The group of us who worked with our architects (Lisa Bottom and Karyn Gabriel at Gensler) have a preference for clean lines. We also decided to localize color to a couple of key moments. The main volume is predominantly blacks, whites, and grays alongside textures like concrete, glass, and steel, peppered with surprise moments of color. For example, if you walk down this white hallway and turn the corner, you'll encounter this floor-to-ceiling chartreuse workroom, or in the cool grays of the cafeteria, a tiny red sitting nook. We powered these decisions with the “wrong theory” - a design practice of mine that centers on getting all of the details just so, and then making one little counterintuitive move for contrast.
Design has always played a fundamental role in the identity of WIRED - almost like the cartoons in The New Yorker - you can't have WIRED without strong design. It is also the glue that holds together the different elements of WIRED stories: prose, photography, ideas. WIRED editors are visual storytellers as much as the creatives. We've had a history of achievement in the craft, so telling stories beautifully is a real source of pride for our organization.
I would say our readers, and really, the tech community as a whole, has a better understanding of the power of design - of the need for treating the practice as a fundamental component of business success. WIRED covers the various fields of design, but we are also really interested in how design principles help us understand and power technology. Design is what allows us to make sense of our own human progress, to add form to pure function.
My personal want for order is certainly my own brand of sickness. My friends and family are sick of it, I'm sure. My design books at home are color-segmented and so are the apps on my phone. But I feel a sense of ease from this system, of quick accessibility when my surroundings are clean and organized. I know the priority of the tasks in front of me - what I actually have to accomplish (now!) - based on what's physically on my desk. I keep the immediate “to do's” front and center - story proofs, manuscripts, budgets, designs. I've tried a less organized approach and I just didn't do so well with it. Work fell through the cracks, and I felt more overwhelmed. Minimalism isn't just an aesthetic function, it helps me get through the day and to be a better editor.
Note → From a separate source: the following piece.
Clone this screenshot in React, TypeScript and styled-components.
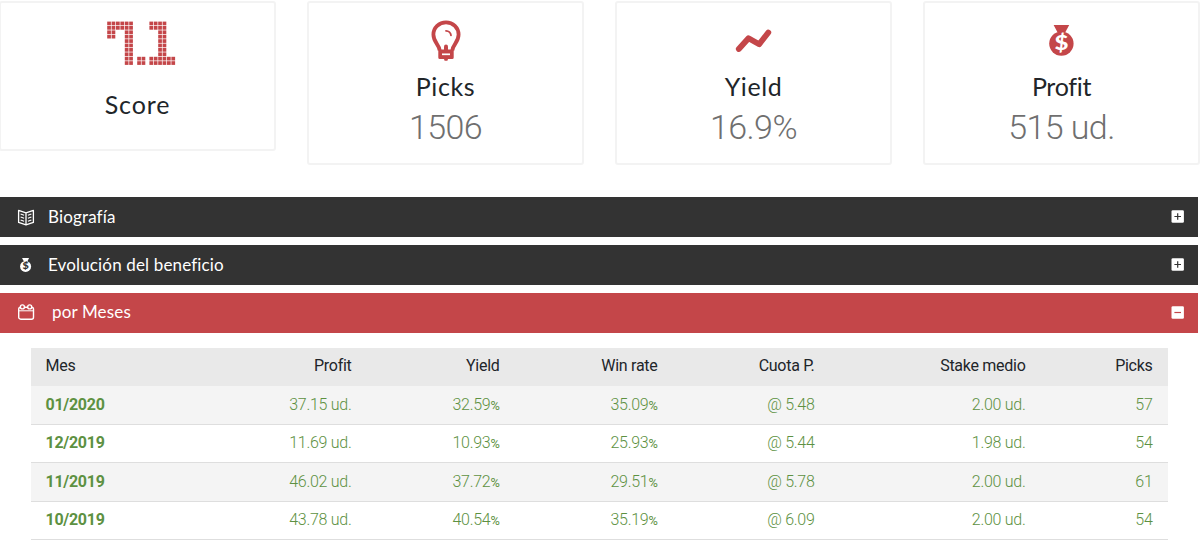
import React from 'react';
import styled, { createGlobalStyle } from 'styled-components';

const colors = {
  red: '#c44649',
  dark: '#333333',
  green: '#5d9142',
  grey: '#6f6f6f',
};

const GlobalStyle = createGlobalStyle`
  * {
    box-sizing: border-box;
  }
  body {
    margin: 0;
    background: #fff;
    color: #212529;
    font-family: Roboto, sans-serif;
    overflow: hidden;
  }
`;

const Page = styled.main`
  width: 1200px;
  height: 542px;
  overflow: hidden;
`;

const Cards = styled.section`
  display: grid;
  grid-template-columns: repeat(4, 277px);
  column-gap: 31px;
  align-items: start;
  height: 197px;
  margin-left: -1px;
  padding-top: 1px;
`;

const Card = styled.div<{ $short?: boolean }>`
  display: flex;
  flex-direction: column;
  align-items: center;
  height: ${(p) => (p.$short ? 150 : 164)}px;
  padding-top: ${(p) => (p.$short ? 18 : 17)}px;
  border: 2px solid #f3f3f3;
  border-radius: 3px;
`;

const CardIcon = styled.div<{ $height?: number }>`
  display: flex;
  align-items: flex-start;
  justify-content: center;
  height: ${(p) => p.$height || 42}px;
  svg {
    display: block;
  }
`;

const CardTitle = styled.h3<{ $tracking: number }>`
  margin: 8px 0 0;
  font-family: Lato, sans-serif;
  font-weight: 400;
  font-size: 25px;
  line-height: 32px;
  letter-spacing: ${(p) => p.$tracking}px;
`;

const CardValue = styled.div`
  color: ${colors.grey};
  font-weight: 300;
  font-size: 34px;
  line-height: 40px;
  letter-spacing: -0.6px;
  margin-top: 5px;
`;

const Accordion = styled.section`
  width: 1198px;
  display: flex;
  flex-direction: column;
  gap: 8px;
`;

const AccordionHeader = styled.button<{ $active?: boolean }>`
  display: flex;
  align-items: center;
  width: 100%;
  height: 40px;
  padding: 0 14px ${(p) => (p.$active ? 2 : 0)}px 17px;
  border: 0;
  color: #fff;
  background: ${(p) => (p.$active ? colors.red : colors.dark)};
  text-align: left;
  svg {
    display: block;
    flex: none;
  }
`;

const AccordionTitle = styled.span<{ $indent?: boolean }>`
  flex: 1;
  padding-left: ${(p) => (p.$indent ? 17 : 13)}px;
  font-family: Lato, sans-serif;
  font-size: 17px;
  line-height: 24px;
  letter-spacing: 0.15px;
`;

const ToggleSlot = styled.span<{ $open?: boolean }>`
  padding-bottom: ${(p) => (p.$open ? 0 : 2)}px;
`;

const Table = styled.table`
  width: 1137px;
  margin: 15px 0 0 31px;
  border-collapse: separate;
  border-spacing: 0;
  table-layout: fixed;
  font-size: 16px;
  letter-spacing: -0.28px;
`;

const Th = styled.th<{ $width: number }>`
  width: ${(p) => p.$width}px;
  height: 38px;
  padding: 0 15.5px 3px 14.5px;
  background: #e9e9e9;
  font-weight: 400;
  text-align: right;
  &:first-child {
    text-align: left;
  }
`;

const Td = styled.td`
  height: 38.5px;
  padding: 0 15.5px 1px 14.5px;
  border-bottom: 1px solid #dedede;
  color: ${colors.green};
  font-weight: 300;
  text-align: right;
  &:first-child {
    font-weight: 700;
    text-align: left;
  }
  small {
    font-size: 80%;
    font-weight: 400;
  }
`;

const Tr = styled.tr`
  &:nth-child(odd) {
    background: #f4f4f4;
  }
`;

const SEVEN = ['111111', '111111', '110011', '110011', '000011', '000011', '000011', '000011', '000011', '000011'];
const DOT = ['', '', '', '', '', '', '', '', '11', '11'];
const ONE = ['111100', '111100', '001100', '001100', '001100', '001100', '001100', '001100', '111111', '111111'];

const Digit = ({ rows, x }: { rows: string[]; x: number }) => (
  <>
    {rows.map((row, r) =>
      row.split('').map((on, c) =>
        on === '1' ? <rect key={`${r}-${c}`} x={x + c * 4.4} y={0.6 + r * 4.4} width="3.7" height="3.7" /> : null,
      ),
    )}
  </>
);

const Score = () => (
  <svg width="78" height="46" viewBox="0 0 78 46" fill={colors.red} role="img" aria-label="7.1">
    <Digit rows={SEVEN} x={8.2} />
    <Digit rows={DOT} x={38.2} />
    <Digit rows={ONE} x={50.4} />
  </svg>
);

const Bulb = () => (
  <svg width="30" height="42" viewBox="0 0 30 42" fill="none" stroke={colors.red}>
    <path
      d="M8.7 30.5C8.2 24.5 2.4 22.5 2.4 14.6A12.6 12.3 0 0 1 27.6 14.6C27.6 22.5 21.8 24.5 21.3 30.5"
      strokeWidth="3.8"
    />
    <path d="M15 10.8A5.2 5 0 0 1 20 15.4" strokeWidth="1.8" strokeLinecap="round" />
    <path d="M7.3 29.5h15.4v8q0 1.5-1.5 1.5H17l-.6 1.8h-2.8L13 39H8.8q-1.5 0-1.5-1.5z" fill={colors.red} stroke="none" />
    <path d="M15 26.5v4" strokeWidth="4" strokeLinecap="round" />
    <path d="M11 34.3h8" stroke="#fff" strokeWidth="1.7" />
  </svg>
);

const Trend = () => (
  <svg width="38" height="42" viewBox="0 0 38 42" fill="none" stroke={colors.red}>
    <path d="M3.8 29L13.5 18.2L24.2 24.2L33.3 12.5" strokeWidth="5.8" strokeLinecap="round" strokeLinejoin="round" />
  </svg>
);

const MoneyBag = ({ size, color, sign }: { size: number; color: string; sign: string }) => (
  <svg width={size * 0.8} height={size} viewBox="0 0 24.8 31" fill={color}>
    <path d="M4.6 0h15.6l-4 7.5H8.6z" />
    <circle cx="12.4" cy="18.6" r="12.2" />
    <text
      transform="translate(12.4 25.4) scale(1.2 1)"
      fill={sign}
      fontFamily="Lato, sans-serif"
      fontSize="20"
      fontWeight="900"
      textAnchor="middle"
    >
      $
    </text>
  </svg>
);

const BagSlot = styled.div`
  padding-top: 5px;
`;

const Book = () => (
  <svg width="18" height="17" viewBox="0 0 18 17" fill="none" stroke="#fff" strokeWidth="1.3">
    <path d="M9 3.8L1.6 1.4v12L9 15.8l7.4-2.4v-12zM9 3.8v12" strokeLinejoin="round" />
    <path
      d="M3.6 5l3.5 1.2M3.6 8l3.5 1.2M3.6 11l3.5 1.2M14.4 5l-3.5 1.2M14.4 8l-3.5 1.2M14.4 11l-3.5 1.2"
      strokeWidth="1.1"
    />
  </svg>
);

const Calendar = () => (
  <svg width="18" height="18" viewBox="0 0 18 18" fill="none" stroke="#fff" strokeWidth="1.4">
    <rect x="1.7" y="4.2" width="14.8" height="12" rx="2" />
    <path d="M2 7.8h14" strokeWidth="1" />
    <circle cx="5.4" cy="3.9" r="2" fill={colors.red} />
    <circle cx="12.7" cy="3.9" r="2" fill={colors.red} />
  </svg>
);

const Toggle = ({ open }: { open?: boolean }) => (
  <ToggleSlot $open={open}>
    <svg width="13" height="13" viewBox="0 0 13 13">
      <rect x="0.5" y="0.3" width="12.4" height="12.4" rx="1.3" fill="#fff" />
      <path
        d={open ? 'M3.4 6.5h6.6' : 'M3.4 6.5h6.6M6.7 3.2v6.6'}
        stroke={open ? colors.red : colors.dark}
        strokeWidth="1.2"
      />
    </svg>
  </ToggleSlot>
);

const IconSlot = styled.span`
  display: flex;
  justify-content: center;
  width: 18px;
`;

const columns = [
  { label: 'Mes', width: 185 },
  { label: 'Profit', width: 151 },
  { label: 'Yield', width: 148 },
  { label: 'Win rate', width: 158 },
  { label: 'Cuota P.', width: 157 },
  { label: 'Stake medio', width: 211 },
  { label: 'Picks', width: 127 },
];

const months = [
  { month: '01/2020', profit: '37.15', yield: '32.59', winRate: '35.09', odds: '5.48', stake: '2.00', picks: 57 },
  { month: '12/2019', profit: '11.69', yield: '10.93', winRate: '25.93', odds: '5.44', stake: '1.98', picks: 54 },
  { month: '11/2019', profit: '46.02', yield: '37.72', winRate: '29.51', odds: '5.78', stake: '2.00', picks: 61 },
  { month: '10/2019', profit: '43.78', yield: '40.54', winRate: '35.19', odds: '6.09', stake: '2.00', picks: 54 },
];

const App = () => (
  <Page>
    <GlobalStyle />
    <Cards>
      <Card $short>
        <CardIcon $height={59}>
          <Score />
        </CardIcon>
        <CardTitle $tracking={0.9}>Score</CardTitle>
      </Card>
      <Card>
        <CardIcon>
          <Bulb />
        </CardIcon>
        <CardTitle $tracking={0.6}>Picks</CardTitle>
        <CardValue>1506</CardValue>
      </Card>
      <Card>
        <CardIcon>
          <Trend />
        </CardIcon>
        <CardTitle $tracking={0.6}>Yield</CardTitle>
        <CardValue>16.9%</CardValue>
      </Card>
      <Card>
        <CardIcon>
          <BagSlot>
            <MoneyBag size={31} color={colors.red} sign="#fff" />
          </BagSlot>
        </CardIcon>
        <CardTitle $tracking={-0.3}>Profit</CardTitle>
        <CardValue>515 ud.</CardValue>
      </Card>
    </Cards>

    <Accordion>
      <AccordionHeader>
        <IconSlot>
          <Book />
        </IconSlot>
        <AccordionTitle>Biografía</AccordionTitle>
        <Toggle />
      </AccordionHeader>
      <AccordionHeader>
        <IconSlot>
          <MoneyBag size={14} color="#fff" sign={colors.dark} />
        </IconSlot>
        <AccordionTitle>Evolución del beneficio</AccordionTitle>
        <Toggle />
      </AccordionHeader>
      <AccordionHeader $active>
        <IconSlot>
          <Calendar />
        </IconSlot>
        <AccordionTitle $indent>por Meses</AccordionTitle>
        <Toggle open />
      </AccordionHeader>
    </Accordion>

    <Table>
      <thead>
        <tr>
          {columns.map((c) => (
            <Th key={c.label} $width={c.width}>
              {c.label}
            </Th>
          ))}
        </tr>
      </thead>
      <tbody>
        {months.map((m) => (
          <Tr key={m.month}>
            <Td>{m.month}</Td>
            <Td>{m.profit} ud.</Td>
            <Td>
              {m.yield}
              <small>%</small>
            </Td>
            <Td>
              {m.winRate}
              <small>%</small>
            </Td>
            <Td>@ {m.odds}</Td>
            <Td>{m.stake} ud.</Td>
            <Td>{m.picks}</Td>
          </Tr>
        ))}
      </tbody>
    </Table>
  </Page>
);

export default App;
This is actually a topic we tackle head on in our new issue: how to find happiness at work. I'm happiest - and probably most productive - when I'm doing work that is challenging, when I get to team up with colleagues to solve tough problems. We like doing things that people say are impossible, and we like being first. But we also mix work and play throughout the work week, and we balance the late nights with little moments of nonsense throughout the day: dogs roaming about, loud music playing, spirited debates about Game of Thrones, a lunchtime run down to the Giants ballpark for a few innings, or a bunch of us winding down our Friday with a few drinks around someone's desk.